··· DATA IN THIS EXERCISE

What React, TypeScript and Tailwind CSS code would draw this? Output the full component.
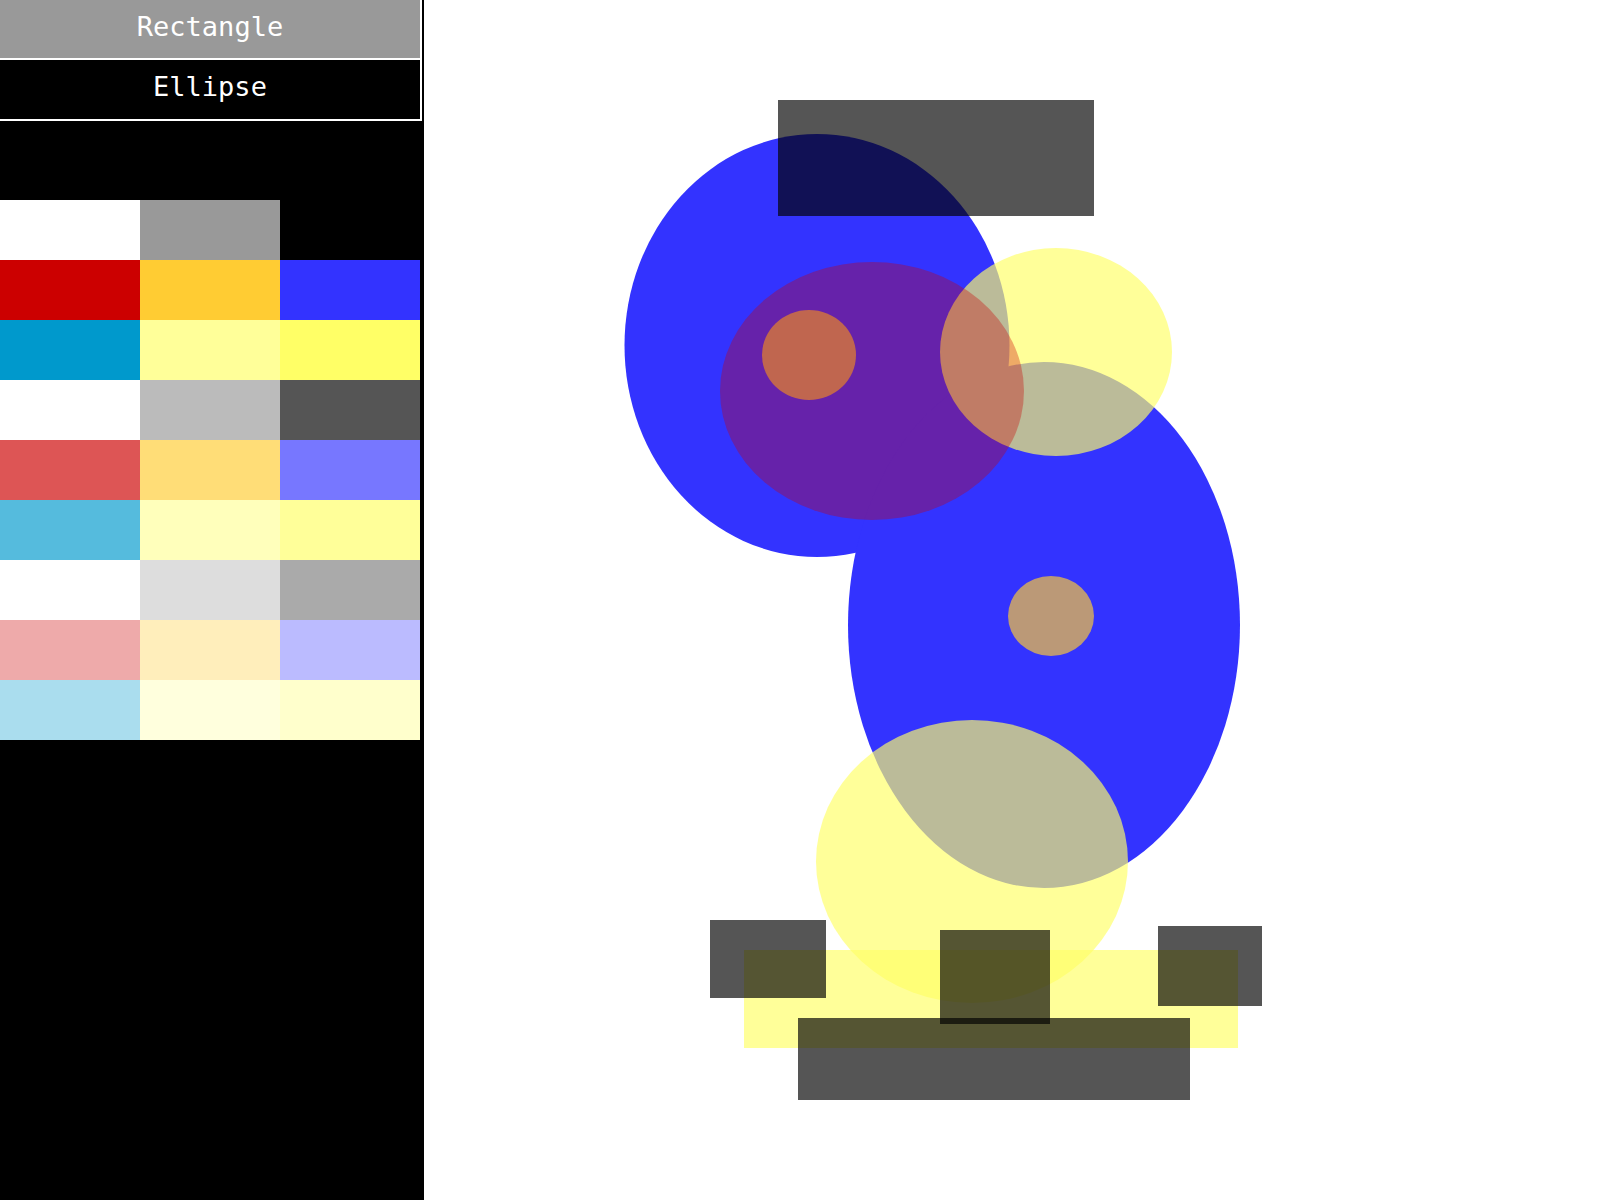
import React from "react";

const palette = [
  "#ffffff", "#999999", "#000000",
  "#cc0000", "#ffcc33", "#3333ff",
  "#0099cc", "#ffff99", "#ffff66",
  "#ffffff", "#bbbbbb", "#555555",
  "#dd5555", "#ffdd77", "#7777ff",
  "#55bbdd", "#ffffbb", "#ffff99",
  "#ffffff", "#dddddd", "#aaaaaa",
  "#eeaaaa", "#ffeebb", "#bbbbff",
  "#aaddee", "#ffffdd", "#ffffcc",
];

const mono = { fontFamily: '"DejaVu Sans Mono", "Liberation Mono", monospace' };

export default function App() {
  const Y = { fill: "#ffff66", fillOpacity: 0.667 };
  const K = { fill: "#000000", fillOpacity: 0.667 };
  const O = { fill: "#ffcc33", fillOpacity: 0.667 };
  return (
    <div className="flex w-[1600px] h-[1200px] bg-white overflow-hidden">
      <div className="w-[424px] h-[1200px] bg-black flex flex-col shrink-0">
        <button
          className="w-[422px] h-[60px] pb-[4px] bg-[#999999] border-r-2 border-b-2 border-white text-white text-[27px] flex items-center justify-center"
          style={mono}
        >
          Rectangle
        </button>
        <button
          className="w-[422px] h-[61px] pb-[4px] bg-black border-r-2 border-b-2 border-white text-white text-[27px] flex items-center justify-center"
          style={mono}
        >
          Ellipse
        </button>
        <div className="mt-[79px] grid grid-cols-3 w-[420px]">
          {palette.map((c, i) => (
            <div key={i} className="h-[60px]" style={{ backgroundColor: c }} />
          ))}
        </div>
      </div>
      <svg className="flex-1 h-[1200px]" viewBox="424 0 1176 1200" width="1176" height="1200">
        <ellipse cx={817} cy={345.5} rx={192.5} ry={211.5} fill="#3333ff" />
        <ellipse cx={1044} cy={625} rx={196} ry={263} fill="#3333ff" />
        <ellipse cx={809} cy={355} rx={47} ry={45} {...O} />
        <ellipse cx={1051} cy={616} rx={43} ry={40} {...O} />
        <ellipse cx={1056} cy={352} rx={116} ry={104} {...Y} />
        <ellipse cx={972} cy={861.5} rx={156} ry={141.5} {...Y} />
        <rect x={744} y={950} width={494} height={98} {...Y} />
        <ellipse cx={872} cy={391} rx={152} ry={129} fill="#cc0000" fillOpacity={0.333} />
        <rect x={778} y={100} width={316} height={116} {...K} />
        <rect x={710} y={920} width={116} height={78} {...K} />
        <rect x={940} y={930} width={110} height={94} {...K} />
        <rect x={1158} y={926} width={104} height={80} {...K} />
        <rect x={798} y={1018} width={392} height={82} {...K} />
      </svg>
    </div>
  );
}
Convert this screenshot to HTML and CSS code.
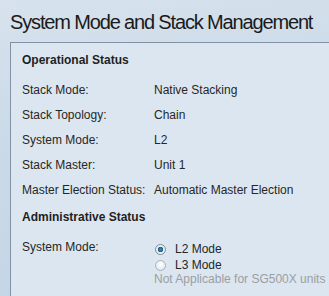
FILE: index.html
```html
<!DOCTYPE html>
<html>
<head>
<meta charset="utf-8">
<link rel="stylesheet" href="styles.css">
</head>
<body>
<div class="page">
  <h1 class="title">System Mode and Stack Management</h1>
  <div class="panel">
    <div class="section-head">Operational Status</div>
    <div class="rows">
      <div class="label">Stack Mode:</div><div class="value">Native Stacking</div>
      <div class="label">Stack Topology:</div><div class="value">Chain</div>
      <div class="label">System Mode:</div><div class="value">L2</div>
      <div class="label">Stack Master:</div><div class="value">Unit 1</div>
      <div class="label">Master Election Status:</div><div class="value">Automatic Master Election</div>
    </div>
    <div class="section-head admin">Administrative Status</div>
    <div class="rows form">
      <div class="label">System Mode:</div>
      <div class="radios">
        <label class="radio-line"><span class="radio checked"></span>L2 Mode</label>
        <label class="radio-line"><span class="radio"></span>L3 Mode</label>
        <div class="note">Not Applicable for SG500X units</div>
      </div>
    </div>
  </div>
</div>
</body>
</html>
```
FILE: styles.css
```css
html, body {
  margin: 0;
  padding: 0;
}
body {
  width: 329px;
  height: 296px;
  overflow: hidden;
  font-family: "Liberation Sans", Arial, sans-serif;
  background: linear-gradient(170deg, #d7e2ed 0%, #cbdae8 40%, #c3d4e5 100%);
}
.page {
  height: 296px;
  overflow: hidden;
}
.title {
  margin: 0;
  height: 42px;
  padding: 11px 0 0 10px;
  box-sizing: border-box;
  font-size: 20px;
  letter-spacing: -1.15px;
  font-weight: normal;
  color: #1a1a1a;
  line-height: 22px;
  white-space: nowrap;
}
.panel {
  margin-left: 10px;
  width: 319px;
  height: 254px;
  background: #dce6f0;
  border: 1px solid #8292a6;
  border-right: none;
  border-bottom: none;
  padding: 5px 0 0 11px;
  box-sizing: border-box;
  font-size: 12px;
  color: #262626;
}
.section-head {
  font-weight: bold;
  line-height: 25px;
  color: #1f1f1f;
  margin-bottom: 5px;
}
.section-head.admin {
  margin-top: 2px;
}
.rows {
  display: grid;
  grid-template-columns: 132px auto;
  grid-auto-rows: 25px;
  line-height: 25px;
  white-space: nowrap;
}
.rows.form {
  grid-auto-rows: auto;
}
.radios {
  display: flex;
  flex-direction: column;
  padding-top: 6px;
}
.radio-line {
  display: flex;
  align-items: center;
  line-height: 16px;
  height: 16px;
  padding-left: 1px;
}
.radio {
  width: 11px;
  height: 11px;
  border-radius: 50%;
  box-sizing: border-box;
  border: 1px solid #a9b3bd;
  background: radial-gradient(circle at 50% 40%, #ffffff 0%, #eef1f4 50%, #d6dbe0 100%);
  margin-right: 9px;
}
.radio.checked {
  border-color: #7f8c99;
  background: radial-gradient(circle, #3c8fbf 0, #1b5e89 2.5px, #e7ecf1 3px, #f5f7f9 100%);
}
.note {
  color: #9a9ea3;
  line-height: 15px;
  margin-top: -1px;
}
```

······
··· DATA IN THIS EXERCISE

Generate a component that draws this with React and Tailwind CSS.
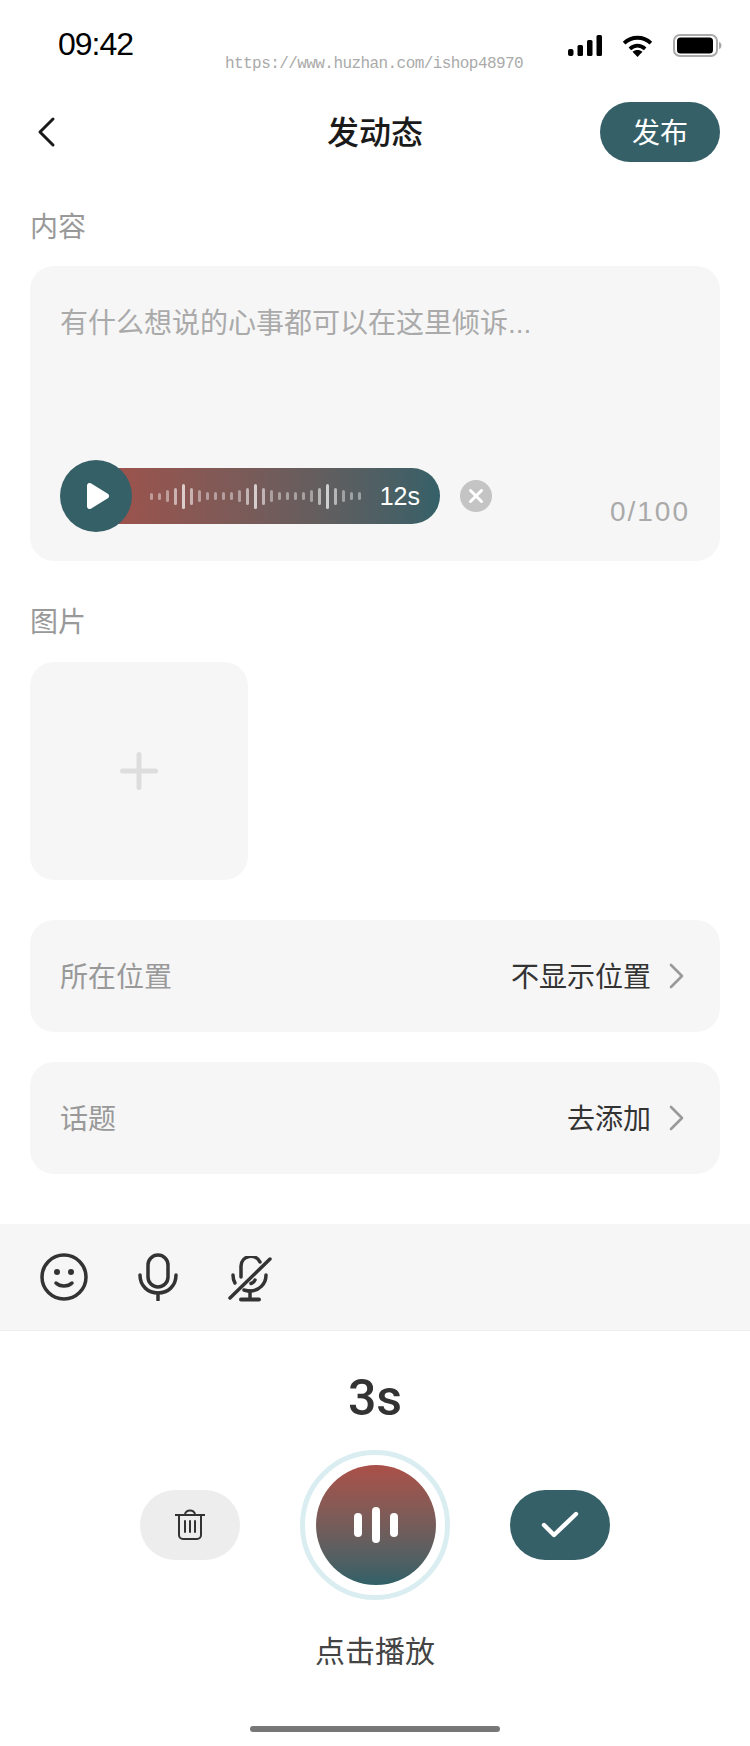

······

» **OBJECTIVE**: Copy exactly the stretch of lines from the one containing "What React, TypeScript" through the one containing "import React from", both included. Leave out any pictures.

» **ANSWER FOR THIS EXERCISE**:
What React, TypeScript and Tailwind CSS code would draw this? Output the full component.
import React from "react";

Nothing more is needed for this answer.